The Take Avi Lewis

The Take Avi Lewis
After years of dodging tear gas and documenting the descent of capitalism into feudalism, Naomi Klein and Avi Lewis sought out a story that would provide answers, hoping to find some redemption from the rubble of globalisation's aftermath. When Argentina's economy tanked in 2001 after following IMF policy to the letter, half the population was thrown into poverty and their bank funds frozen. Abandoned factories were soon occupied by workers who seized the means of production, considering it payback for the lost wages and ill treatment. When confronted directly by Lewis about what some would consider stealing, one worker prefers to call it "expropriation," especially in a corrupt, subsidized and kick-backed industry. By 2003, 15,000 people were employed by 200 companies being run from the ground up with no bosses in sight. This isn't communism, it's democratic capitalism in action.
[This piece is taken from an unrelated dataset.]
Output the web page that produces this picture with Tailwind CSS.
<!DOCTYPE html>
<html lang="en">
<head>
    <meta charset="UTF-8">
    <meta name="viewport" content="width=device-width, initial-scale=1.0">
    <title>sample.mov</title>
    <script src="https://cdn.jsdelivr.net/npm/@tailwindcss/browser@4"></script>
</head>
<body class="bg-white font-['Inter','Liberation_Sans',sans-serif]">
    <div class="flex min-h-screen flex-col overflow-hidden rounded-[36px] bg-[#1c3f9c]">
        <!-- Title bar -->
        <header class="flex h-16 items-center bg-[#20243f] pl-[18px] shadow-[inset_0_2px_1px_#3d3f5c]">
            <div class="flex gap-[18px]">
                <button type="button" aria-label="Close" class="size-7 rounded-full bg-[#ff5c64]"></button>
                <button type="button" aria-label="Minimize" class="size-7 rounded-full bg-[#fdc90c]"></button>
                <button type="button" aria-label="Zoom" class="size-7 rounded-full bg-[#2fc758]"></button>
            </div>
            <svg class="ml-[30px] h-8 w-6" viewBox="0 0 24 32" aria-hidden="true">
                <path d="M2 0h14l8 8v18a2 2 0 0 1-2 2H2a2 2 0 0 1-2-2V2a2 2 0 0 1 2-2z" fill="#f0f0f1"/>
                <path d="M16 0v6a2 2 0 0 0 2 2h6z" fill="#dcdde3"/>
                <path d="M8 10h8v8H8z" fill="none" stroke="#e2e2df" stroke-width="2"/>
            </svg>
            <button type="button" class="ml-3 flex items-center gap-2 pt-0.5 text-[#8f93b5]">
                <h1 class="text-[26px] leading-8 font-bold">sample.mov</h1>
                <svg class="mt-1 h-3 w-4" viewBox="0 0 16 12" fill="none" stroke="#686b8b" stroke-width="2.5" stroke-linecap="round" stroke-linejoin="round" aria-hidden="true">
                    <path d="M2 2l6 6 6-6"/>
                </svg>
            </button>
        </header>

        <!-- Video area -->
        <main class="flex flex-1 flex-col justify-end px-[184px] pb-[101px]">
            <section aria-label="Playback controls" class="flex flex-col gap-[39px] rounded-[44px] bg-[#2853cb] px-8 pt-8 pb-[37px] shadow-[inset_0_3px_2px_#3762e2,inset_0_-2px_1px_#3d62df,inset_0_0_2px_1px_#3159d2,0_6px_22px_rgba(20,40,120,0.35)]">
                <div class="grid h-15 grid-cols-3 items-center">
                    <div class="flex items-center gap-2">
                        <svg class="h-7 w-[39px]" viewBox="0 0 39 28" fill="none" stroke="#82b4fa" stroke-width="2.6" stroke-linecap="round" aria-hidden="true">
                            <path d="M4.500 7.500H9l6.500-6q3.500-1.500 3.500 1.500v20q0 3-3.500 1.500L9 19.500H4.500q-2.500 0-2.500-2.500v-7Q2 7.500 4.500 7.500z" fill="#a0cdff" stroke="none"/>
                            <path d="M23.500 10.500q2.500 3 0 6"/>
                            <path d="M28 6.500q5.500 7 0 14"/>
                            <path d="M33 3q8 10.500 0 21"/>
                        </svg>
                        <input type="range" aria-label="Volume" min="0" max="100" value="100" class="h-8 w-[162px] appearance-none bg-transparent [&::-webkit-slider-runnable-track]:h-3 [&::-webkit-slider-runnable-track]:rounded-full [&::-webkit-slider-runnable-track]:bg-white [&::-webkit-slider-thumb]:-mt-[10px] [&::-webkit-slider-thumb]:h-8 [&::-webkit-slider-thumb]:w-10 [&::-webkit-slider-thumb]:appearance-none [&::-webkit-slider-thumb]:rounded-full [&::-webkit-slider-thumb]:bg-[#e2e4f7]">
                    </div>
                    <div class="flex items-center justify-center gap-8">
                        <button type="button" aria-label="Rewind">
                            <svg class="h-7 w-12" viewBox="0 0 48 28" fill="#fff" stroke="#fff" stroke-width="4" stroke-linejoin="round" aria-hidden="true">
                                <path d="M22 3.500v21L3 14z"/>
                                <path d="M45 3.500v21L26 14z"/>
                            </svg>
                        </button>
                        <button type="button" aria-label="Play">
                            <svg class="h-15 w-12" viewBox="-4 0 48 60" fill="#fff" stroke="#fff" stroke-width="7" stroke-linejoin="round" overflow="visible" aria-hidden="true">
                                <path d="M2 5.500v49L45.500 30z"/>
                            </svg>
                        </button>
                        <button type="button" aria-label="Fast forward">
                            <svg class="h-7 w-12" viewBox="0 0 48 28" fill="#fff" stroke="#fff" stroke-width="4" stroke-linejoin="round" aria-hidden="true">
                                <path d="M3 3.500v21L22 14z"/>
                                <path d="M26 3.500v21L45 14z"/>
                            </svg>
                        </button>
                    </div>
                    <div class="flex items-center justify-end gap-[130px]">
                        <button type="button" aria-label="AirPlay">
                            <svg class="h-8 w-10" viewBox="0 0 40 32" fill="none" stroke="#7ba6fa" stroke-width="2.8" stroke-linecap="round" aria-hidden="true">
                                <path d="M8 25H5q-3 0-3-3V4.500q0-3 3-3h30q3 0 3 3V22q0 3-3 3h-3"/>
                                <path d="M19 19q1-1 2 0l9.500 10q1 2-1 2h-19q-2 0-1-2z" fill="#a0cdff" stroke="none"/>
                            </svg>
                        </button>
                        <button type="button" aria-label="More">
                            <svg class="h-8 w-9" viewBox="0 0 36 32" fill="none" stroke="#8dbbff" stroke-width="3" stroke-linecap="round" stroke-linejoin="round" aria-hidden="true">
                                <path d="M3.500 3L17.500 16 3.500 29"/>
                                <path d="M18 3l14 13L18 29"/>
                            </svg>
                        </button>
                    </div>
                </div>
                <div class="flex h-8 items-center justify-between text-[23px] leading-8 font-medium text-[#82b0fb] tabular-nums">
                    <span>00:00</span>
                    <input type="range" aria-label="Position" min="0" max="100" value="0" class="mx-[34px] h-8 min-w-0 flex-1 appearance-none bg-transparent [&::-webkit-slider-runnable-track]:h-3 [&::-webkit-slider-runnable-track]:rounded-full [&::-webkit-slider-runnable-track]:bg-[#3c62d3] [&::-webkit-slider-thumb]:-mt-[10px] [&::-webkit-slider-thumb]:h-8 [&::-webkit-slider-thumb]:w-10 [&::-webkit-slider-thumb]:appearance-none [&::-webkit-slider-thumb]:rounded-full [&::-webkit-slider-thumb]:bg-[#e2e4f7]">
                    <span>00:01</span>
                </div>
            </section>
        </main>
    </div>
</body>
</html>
Lewis and Klein tracked 20 possible storylines before settling on the Forja auto parts plant, whose struggle they follow right from the first day of occupation. While this personalises the story immensely, the 90-minute film could still use some greater context of the Argentinean political situation, and why some expropriations were welcomed by the government while others were evicted and met with force. An almost-equally fascinating "making of" doc about the doc shows that Lewis actually did get an interview with an IMF leader, but it was "too boring" to put in the film — and based on a short clip, the viewer is forced to agree. Because Lewis and Klein wisely leave themselves out of the main feature, the "making of" is a welcome look at the challenges they faced documenting this inspiring story. Also included here is Lewis's first film, a 2002 short about the shooting of an unarmed Argentinean demonstrator a year earlier. (Alliance Atlantis)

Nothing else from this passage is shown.